ミニ・レビュー
スウェーデンのプロデュース・チーム“Burning Chicken”との共同プロデュースによる9枚目のフル・アルバム。男性的ともいえる力強いビートを軸にしたロック・サウンドのなかで切なくもきらびやかなメロディが舞う。いつになくポジティヴなリリックも、きわめて魅力的。
ガイドコメント
ベスト盤を経て放たれる、BONNIE PINKの9枚目のオリジナル・アルバム。フジテレビ系ドラマ『私たちの教科書』の主題歌に起用された「Water Me」をはじめ、話題のタイアップ・ナンバーが満載。清涼感漂うポップスが心ゆくまで楽しめる。
収録曲
01Gimme A Beat
ロック的な強さとクラブ・ミュージックの高揚感、そして、60年代ソウルを思わせるようなシックなメロディ。まったく新しい感覚を呼び起こす、独創的にして斬新なダンス・トラック。2007年型のBONNIE PINKのサウンドがここに。
02Broken hearts、city lights and me just thinking out loud
アタック感の強いビートがリスナーの感情をハッと覚醒させる、アルバム『Thinking Out Loud』のオープニング・ナンバー。恋のはじまりの高揚感をストレートに描いた、サビのフレーズとリンクしたストリングスも、アッパーな気分をグイグイと引っ張ってくれる。
03Burning Inside
軽やかに跳ねるバンド・サウンドと“どんなときも心のなかの火は絶やさないで”というメッセージが美しくシンクロ。意外な展開を見せるメロディとストレンジなギター・アレンジも含め、オルタナティヴ感もたっぷり。
04慰みブルー
タイトルどおり、ブルーにこんがらがった状態をストレートに表現した、憂鬱な空気を持つミディアム・チューン。シンプルだが先鋭的な手触りのあるサウンド・メイクと麗しいストリングスの組み合わせも、かなりユニーク。
05Imagination
ゴリゴリに歪んだベースからスタートする、極太かつダイナミック、さらにアグレッシヴなビートを中心にしたヘヴィ・ロック・チューン。どこか男っぽいヴォーカルから投げかけられるメッセージは、“想像すること”の大切さだ。

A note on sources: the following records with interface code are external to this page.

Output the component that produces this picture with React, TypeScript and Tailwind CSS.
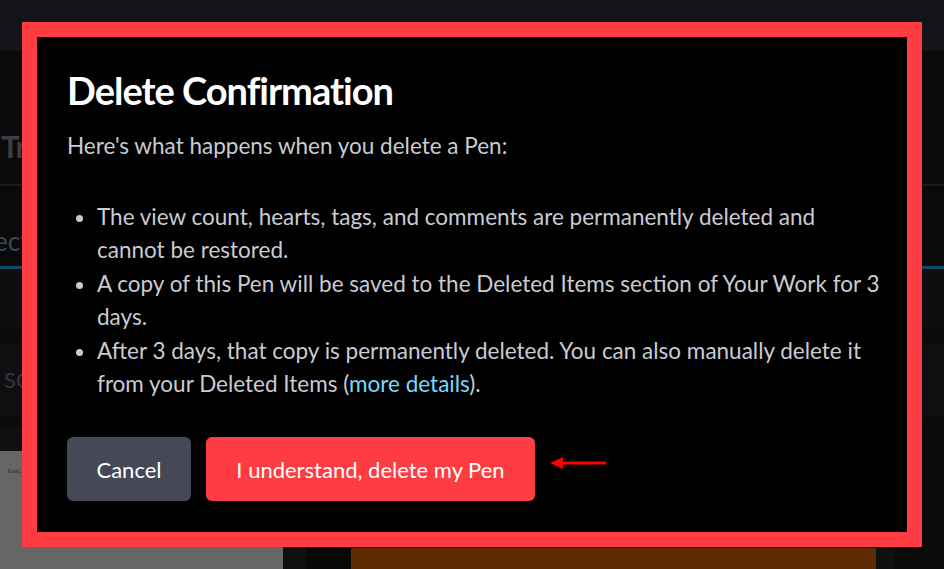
import React from "react";

export default function App() {
  return (
    <div className="relative h-[569px] w-[944px] overflow-hidden bg-[#0a0a0a]" style={{ fontFamily: "Lato, 'Noto Sans', sans-serif" }}>
      {/* background page (dimmed) */}
      <div className="flex h-full flex-col">
        <div className="h-[51px] bg-[#131417]" />
        <div className="flex h-[133px] items-end bg-[#0a0a0a] pb-[22px] pl-[1px]">
          <span className="text-[31px] font-bold leading-none tracking-[-1px] text-[#3a3d45]">Tr</span>
        </div>
        <div className="h-[2px] bg-[#1a1a1d]" />
        <div className="flex h-[80px] items-end bg-[#0a0a0a] pb-[12px]">
          <span className="-ml-[6px] text-[26px] leading-none text-[#34495a]">ect</span>
        </div>
        <div className="h-[3px] bg-[#0e4a63]" />
        <div className="h-[58px] bg-[#0e0e10]" />
        <div className="h-[16px] bg-[#0a0a0a]" />
        <div className="flex h-[74px] items-center bg-[#0f0f11] pl-[4px]">
          <span className="text-[22px] leading-none text-[#33363d]">SC</span>
        </div>
        <div className="h-[10px] bg-[#0a0a0a]" />
        <div className="flex flex-1">
          <div className="flex w-[283px] flex-col">
            <div className="h-[24px] bg-[#0f1012]" />
            <div className="flex-1 bg-[#666666] pl-[8px] pt-[4px]">
              <span className="text-[7px] text-[#222]" style={{ fontFamily: "'Liberation Serif', serif" }}>GoCo</span>
            </div>
          </div>
          <div className="w-[23px] bg-[#0f1012]" />
          <div className="w-[45px] bg-[#080808]" />
          <div className="flex w-[525px] flex-col">
            <div className="h-[121px] bg-[#0a0a0a]" />
            <div className="flex-1 bg-[#5f2b05]" />
          </div>
          <div className="w-[19px] bg-[#0f1012]" />
          <div className="flex-1 bg-[#0a0a0a]" />
        </div>
      </div>

      {/* modal */}
      <div className="absolute left-[22px] top-[22px] h-[525px] w-[900px] border-[15px] border-[#ff3c41] bg-black">
        <div className="flex flex-col pl-[30px] pr-[26px] pt-[30px]">
          <h1 className="text-[38px] font-bold leading-[46px] tracking-[-1px] text-white" style={{ fontFamily: "Lato, sans-serif" }}>
            Delete Confirmation
          </h1>
          <p className="mt-[16px] text-[22.5px] leading-[33px] text-[#c9cbd4]">
            Here's what happens when you delete a Pen:
          </p>
          <ul className="mt-[39px] list-disc pl-[30px] text-[22.5px] leading-[32.5px] text-[#c9cbd4] marker:text-[#c9cbd4]">
            <li>The view count, hearts, tags, and comments are permanently deleted and cannot be restored.</li>
            <li className="mt-[2px]">A copy of this Pen will be saved to the Deleted Items section of Your Work for 3 days.</li>
            <li className="mt-[2px]">
              After 3 days, that copy is permanently deleted. You can also manually delete it from your Deleted Items (<span className="text-[#76daff]">more details</span>).
            </li>
          </ul>
          <div className="mt-[37px] flex items-center gap-[15px]">
            <button className="flex h-[64px] w-[124px] items-center justify-center rounded-[6px] bg-[#444857] text-[22px] text-white">
              Cancel
            </button>
            <button className="flex h-[64px] w-[329px] items-center justify-center rounded-[6px] bg-[#ff3c41] text-[22px] text-white">
              I understand, delete my Pen
            </button>
            <svg width="56" height="16" viewBox="0 0 56 16" className="mb-[12px]">
              <polygon points="0,8 13,2 13,14" fill="#ff0000" />
              <rect x="12" y="6.5" width="44" height="3" fill="#ff0000" />
            </svg>
          </div>
        </div>
      </div>
    </div>
  );
}
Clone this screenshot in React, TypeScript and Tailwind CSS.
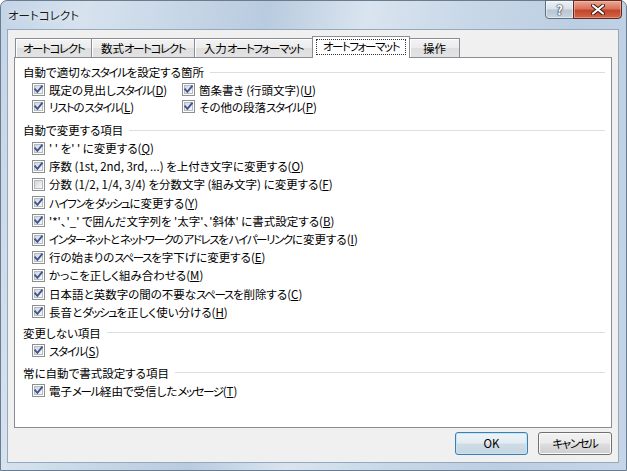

06A Perfect Sky (Philharmonic Flava)
BONNIE PINKの大ブレイクを導いた資生堂「アネッサ」のCM使用ヒット曲を、本格的なストリングスをフィーチャーしてアレンジ。重厚にしてクラシカルなサウンドのなかで伝わるのは、彼女が紡ぎ出すメロディの素晴らしさだ。
07Lullaby
セッション風の雰囲気のなかで披露される(おそらく一発録りと思われる)ビートルズ・ライクなミディアム・バラード。物事はなるようにしかならないから、もうちょっと寝たほうがいいよ、という詞に、思わずほっとさせられる。
08坂道
基本的にはシャッフル系のビートだが、独特の“揺れ”を感じさせるエフェクトを施すことで、きわめて斬新なロック・ミュージックに変化。プロデュース・チーム“Burning Chicken”のセンスの良さを感じさせるナンバーだ。
09Water Me
“乾いた私に水をちょうだい”と切実なメッセージを掲げたバラード。生々しい感情を響かせるメロディとハイファイな感触のサウンド・メイクがガッチリと溶け合い、きわめて個性的な雰囲気を描き出している。
10Catch the Sun
シンプルでキュートなギター・リフが導くのは、“くよくよしてもしょうがない。泣いたあとは、さあ、太陽を捕まえよう”というポジティヴなリリック。彼女のポップ・サイドをわかりやすく伝えるメロディも高品質なナンバーだ。
11Chances Are
英詞によるアコースティック・バラード。70年代の米シンガー・ソングライターを思わせる洗練されたメロディ・ラインと、愛する人に対する葛藤まじりの感情をテーマにした詞が、しっかりと一体化している。
12Anything For You
ざっくりと空間を切り裂くギター・サウンド、骨太かつ壮大なリズム・アレンジに刺激的なエレクトロ感をプラス。いつも新しいサウンドを模索してきた彼女の、2007年のモードを伝えるアグレッシヴなポップ・チューン。